Zenoll

The Next Evolution of AI in Sales: Decision Support, Not Replacement

For B2B leaders looking beyond the current hype, this article explores the next frontier of AI in sales. The first wave of sales AI was about automation—automating tasks that humans used to do. The next, more powerful wave will be about augmentation—using AI as a real-time co-pilot to help humans make better decisions during the sales process itself. The future of AI in sales is not about replacing the salesperson; it's about building them a better brain.

From Automated Execution to Augmented Judgment

The current generation of sales AI is primarily focused on pre-sales execution. It builds lists, sends emails, and books meetings. This is valuable, but it operates separately from the human-led part of the sales cycle. The salesperson is handed a meeting, and from that point on, they are largely on their own, relying on their personal experience and intuition.

The next evolution of AI will bridge this gap. It will act as a real-time "co-pilot" during live sales conversations, providing the human salesperson with the data and insights they need to be more effective in the moment. It is a shift from automating the work to augmenting the worker.

The AI of the past automated what you did yesterday. The AI of the future will help you decide what to do right now.

What Does an AI Co-Pilot Do?

Imagine a salesperson on a discovery call. In their ear, or on a private screen, an AI co-pilot is providing real-time decision support. This is not science fiction; it is the direction the technology is rapidly moving.

1. Real-Time Objection Handling

The prospect raises a difficult objection about pricing. The AI instantly searches a database of all past sales calls, finds the three most successful talk tracks for handling that specific objection, and displays them for the salesperson. The human still delivers the message, but they are armed with the collective intelligence of the entire sales organization.

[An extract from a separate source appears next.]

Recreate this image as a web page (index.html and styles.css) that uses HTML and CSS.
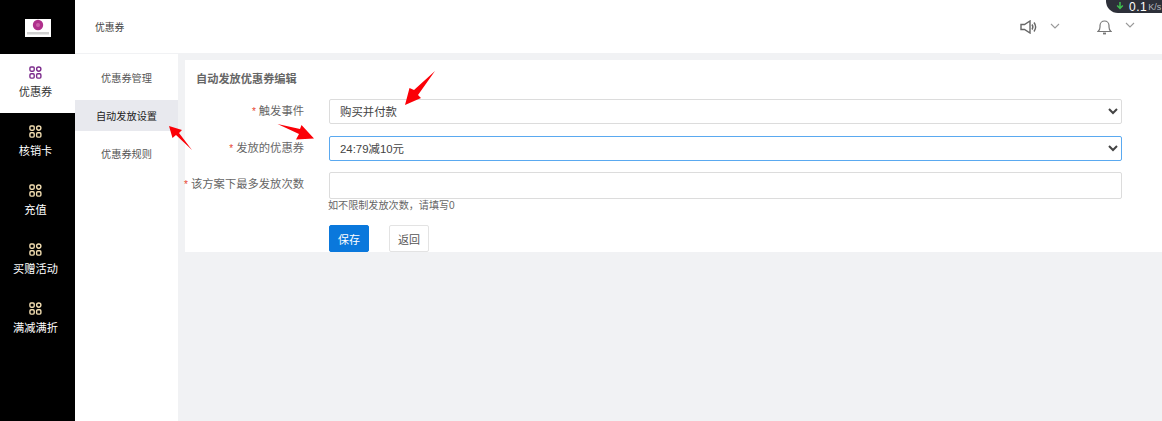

2. On-the-Fly Competitive Intelligence

The prospect mentions a competitor. The AI immediately pulls up a "battle card" for that competitor, highlighting their known weaknesses and providing the key positioning points for the salesperson to use in their response. This is a core tenet of why process-driven sales still needs human judgment—the AI provides the data, the human provides the delivery.

3. Behavioral Cues and Talk-Time Analysis

The AI can monitor the conversation for behavioral cues. It might flash an alert to the salesperson: "You have been talking for 80% of the last five minutes. Ask an open-ended question." It can analyze the prospect's tone for signs of confusion or disengagement, prompting the rep to check for understanding.

The Salesperson as a "Cyborg"

In this future, the best salespeople are not the ones with the best memory or the quickest wit. They are the ones who are best at partnering with their AI co-pilot. Their skill set evolves from pure persuasion to a hybrid of human connection and data interpretation. They are not replaced by the machine; they are enhanced by it, becoming a kind of "cyborg" seller who combines the best of human empathy with the power of machine intelligence.

This model doesn't diminish the role of the human. It elevates it. By offloading the burden of information recall and tactical response, the AI frees up the human's cognitive bandwidth to focus on the things that matter most: building rapport, understanding nuance, and establishing genuine trust.

The Takeaway

For leaders, the implication is clear. The long-term investment is not in tools that promise to replace your people, but in systems that make your people better. The future of sales belongs to the organizations that can most effectively merge the art of human conversation with the science of AI-driven decision support. The goal is not to build a team of robots, but a team of super-empowered humans.